Dans un pays où environ 28 % des marchandises sont transportées par rail, selon une statistique officielle datant de 2019, une paralysie serait « inacceptable à cause de l’impact que cela aurait sur l’emploi, les ménages, les exploitations agricoles, les entreprises et les communautés de ce pays », a-t-elle dit en appelant les partenaires sociaux à négocier « de bonne foi ».

Faute d’accord d’ici le 9 décembre, voire le 5 décembre selon les calendriers des diverses parties prenantes, la première économie mondiale pourrait connaître une grève susceptible de mettre à l’arrêt près de 7000 trains de fret, et de lui coûter plus de 2 milliards de dollars par jour, selon l’Association américaine des chemins de fer.

Un mouvement social d’ampleur affecterait une multitude de secteurs, et jusqu’à l’approvisionnement en eau potable, puisque les produits chimiques utilisés pour le traitement des eaux usées, entre autres, sont majoritairement acheminés par train.

Une grève du fret aurait aussi des répercussions sur le transport de passagers, parce que certains trains de passagers empruntent des voies appartenant aux compagnies de fret.

Cette menace de grève trouve son origine dans un processus de négociations complexe, impliquant 12 syndicats et leurs employeurs, et dans lequel Joe Biden a mis tout son poids politique.

Le risque d’un conflit social d’ampleur existe en réalité depuis des mois et la Maison-Blanche avait déjà évité, de justesse, une grève en septembre.

Biden a-t-il parlé trop vite ?

Le président américain avait même accueilli des partenaires sociaux dans son célèbre bureau Ovale le 15 septembre pour se féliciter de la conclusion d’un accord de principe, après des heures de discussions acharnées ayant buté en particulier sur la question des arrêts maladie.

Il avait même parlé d’une « victoire pour l’Amérique » lors d’un discours aux accents triomphants dans la roseraie de la Maison-Blanche.

Joe Biden s’est-il réjoui trop vite ? Cet accord de principe, dont il s’est attribué en partie le mérite, devait encore être ratifié par les membres des syndicats en question, or sur les 12 organisations concernées, 4 n’en veulent pas jusqu’ici.

Il reste encore deux semaines pour trouver malgré tout un accord avec les employeurs.

Si ce n’était pas le cas, et même si un seul syndicat se mettait en grève, les autres suivraient le mouvement.

La situation est fort délicate pour Joe Biden. Le président américain – grand partisan du transport ferroviaire, lui qui voyageait en train entre Washington et sa famille restée dans le Delaware (nord-est) quand il était sénateur – ne perd jamais une occasion d’affirmer, en général, son soutien aux syndicats.

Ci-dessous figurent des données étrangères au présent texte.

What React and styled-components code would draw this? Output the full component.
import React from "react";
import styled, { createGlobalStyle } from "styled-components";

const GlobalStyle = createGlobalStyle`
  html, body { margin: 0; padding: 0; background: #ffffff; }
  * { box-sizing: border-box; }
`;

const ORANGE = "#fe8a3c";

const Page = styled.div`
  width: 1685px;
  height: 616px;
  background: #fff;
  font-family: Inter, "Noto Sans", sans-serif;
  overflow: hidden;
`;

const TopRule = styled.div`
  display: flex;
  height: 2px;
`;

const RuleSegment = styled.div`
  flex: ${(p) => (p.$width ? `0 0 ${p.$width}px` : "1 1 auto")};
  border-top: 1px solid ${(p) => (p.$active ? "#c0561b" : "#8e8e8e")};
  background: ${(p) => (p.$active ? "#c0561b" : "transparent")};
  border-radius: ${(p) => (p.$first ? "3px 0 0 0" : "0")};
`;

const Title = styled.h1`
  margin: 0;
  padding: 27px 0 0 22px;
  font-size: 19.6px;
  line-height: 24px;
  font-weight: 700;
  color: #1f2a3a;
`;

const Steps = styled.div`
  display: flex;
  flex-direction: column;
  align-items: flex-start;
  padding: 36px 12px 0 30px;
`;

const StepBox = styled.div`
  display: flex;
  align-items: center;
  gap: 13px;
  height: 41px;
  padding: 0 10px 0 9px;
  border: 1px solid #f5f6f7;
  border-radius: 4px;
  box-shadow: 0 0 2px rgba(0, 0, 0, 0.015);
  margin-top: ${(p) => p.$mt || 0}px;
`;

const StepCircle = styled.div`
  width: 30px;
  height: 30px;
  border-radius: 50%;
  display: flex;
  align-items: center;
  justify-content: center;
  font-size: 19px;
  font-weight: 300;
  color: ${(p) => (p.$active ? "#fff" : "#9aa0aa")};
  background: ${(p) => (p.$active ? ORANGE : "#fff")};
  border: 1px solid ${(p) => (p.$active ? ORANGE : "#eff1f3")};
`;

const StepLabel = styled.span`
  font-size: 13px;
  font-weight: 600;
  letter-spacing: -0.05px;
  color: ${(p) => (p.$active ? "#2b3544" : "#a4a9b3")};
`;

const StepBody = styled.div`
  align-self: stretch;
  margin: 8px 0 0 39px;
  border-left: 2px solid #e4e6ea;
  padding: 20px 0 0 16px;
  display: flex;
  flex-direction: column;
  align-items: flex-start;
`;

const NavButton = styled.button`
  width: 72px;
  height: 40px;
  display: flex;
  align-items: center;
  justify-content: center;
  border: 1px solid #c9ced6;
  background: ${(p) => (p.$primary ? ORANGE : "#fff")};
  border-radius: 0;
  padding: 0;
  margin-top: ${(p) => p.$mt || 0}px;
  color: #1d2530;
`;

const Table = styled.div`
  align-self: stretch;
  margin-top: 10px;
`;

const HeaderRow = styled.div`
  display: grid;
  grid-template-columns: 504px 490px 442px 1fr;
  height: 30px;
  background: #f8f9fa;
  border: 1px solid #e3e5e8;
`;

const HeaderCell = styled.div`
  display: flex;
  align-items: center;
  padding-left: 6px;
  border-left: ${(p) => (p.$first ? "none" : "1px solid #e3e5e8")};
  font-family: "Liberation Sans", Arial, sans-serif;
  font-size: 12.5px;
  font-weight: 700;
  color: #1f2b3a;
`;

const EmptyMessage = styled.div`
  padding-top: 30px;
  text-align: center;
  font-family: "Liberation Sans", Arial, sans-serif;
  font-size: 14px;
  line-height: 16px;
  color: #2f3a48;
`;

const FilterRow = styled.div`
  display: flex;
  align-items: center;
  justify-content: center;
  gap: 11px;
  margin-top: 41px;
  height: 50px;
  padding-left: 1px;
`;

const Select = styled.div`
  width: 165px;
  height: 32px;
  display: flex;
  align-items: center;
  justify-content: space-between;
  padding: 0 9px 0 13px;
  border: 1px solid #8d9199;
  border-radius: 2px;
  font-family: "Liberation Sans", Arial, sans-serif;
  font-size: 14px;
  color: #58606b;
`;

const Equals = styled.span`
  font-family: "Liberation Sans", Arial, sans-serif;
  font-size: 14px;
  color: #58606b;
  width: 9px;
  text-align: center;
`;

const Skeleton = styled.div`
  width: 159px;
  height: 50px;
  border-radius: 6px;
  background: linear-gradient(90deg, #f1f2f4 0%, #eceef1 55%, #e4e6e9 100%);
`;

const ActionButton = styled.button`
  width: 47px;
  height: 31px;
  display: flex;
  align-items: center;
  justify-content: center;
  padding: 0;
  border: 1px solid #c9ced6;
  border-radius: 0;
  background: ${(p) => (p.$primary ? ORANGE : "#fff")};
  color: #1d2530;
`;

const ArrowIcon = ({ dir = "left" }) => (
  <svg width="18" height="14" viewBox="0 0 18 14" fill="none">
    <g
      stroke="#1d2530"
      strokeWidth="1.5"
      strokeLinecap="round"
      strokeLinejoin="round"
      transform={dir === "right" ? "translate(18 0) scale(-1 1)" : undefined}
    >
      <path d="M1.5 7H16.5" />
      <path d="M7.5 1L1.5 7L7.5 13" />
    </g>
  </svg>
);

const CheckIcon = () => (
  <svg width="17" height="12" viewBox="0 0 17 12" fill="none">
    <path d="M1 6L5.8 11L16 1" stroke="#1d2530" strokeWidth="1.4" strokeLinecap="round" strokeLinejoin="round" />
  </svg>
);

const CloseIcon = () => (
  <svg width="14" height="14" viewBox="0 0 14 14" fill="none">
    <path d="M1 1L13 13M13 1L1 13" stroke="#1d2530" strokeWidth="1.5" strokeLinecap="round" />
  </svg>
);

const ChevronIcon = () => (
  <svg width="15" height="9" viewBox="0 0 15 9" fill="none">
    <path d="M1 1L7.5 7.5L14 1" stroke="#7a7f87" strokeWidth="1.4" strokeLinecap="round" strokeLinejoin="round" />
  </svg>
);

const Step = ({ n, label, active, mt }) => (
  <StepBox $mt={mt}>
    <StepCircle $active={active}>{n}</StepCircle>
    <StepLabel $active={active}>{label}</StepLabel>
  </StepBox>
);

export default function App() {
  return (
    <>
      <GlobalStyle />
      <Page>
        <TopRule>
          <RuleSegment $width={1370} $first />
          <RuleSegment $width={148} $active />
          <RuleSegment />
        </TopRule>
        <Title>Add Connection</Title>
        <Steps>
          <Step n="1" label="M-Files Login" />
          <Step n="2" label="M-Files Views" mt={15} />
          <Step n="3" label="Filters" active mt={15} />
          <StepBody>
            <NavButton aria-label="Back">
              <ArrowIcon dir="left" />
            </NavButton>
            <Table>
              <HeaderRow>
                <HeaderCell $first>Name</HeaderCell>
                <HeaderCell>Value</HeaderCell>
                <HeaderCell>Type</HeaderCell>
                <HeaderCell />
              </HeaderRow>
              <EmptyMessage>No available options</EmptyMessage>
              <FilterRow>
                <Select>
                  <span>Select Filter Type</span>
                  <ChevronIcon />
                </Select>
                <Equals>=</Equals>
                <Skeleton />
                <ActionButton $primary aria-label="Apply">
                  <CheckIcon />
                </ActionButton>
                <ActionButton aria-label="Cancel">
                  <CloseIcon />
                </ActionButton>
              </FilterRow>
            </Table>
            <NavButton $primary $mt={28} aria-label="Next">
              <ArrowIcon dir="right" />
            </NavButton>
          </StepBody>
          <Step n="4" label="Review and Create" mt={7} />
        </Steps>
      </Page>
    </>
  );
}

Mais il ne peut pas se permettre, à un moment où l’inflation flambe déjà aux États-Unis, et avant les fêtes de fin d’année, des problèmes majeurs d’approvisionnement.

Alors que le démocrate de 79 ans réfléchit à une candidature à la présidentielle de 2024, une grève du rail pourrait compromettre l’élan politique qu’il a retrouvé depuis les élections législatives du 8 novembre, qui n’ont pas tourné au triomphe espéré pour l’opposition républicaine.

Une autre possibilité – dont la Maison-Blanche ne veut toutefois pas entendre parler pour l’instant – serait une intervention du Congrès, auquel une loi de 1926 donne des prérogatives pour empêcher une grève ferroviaire.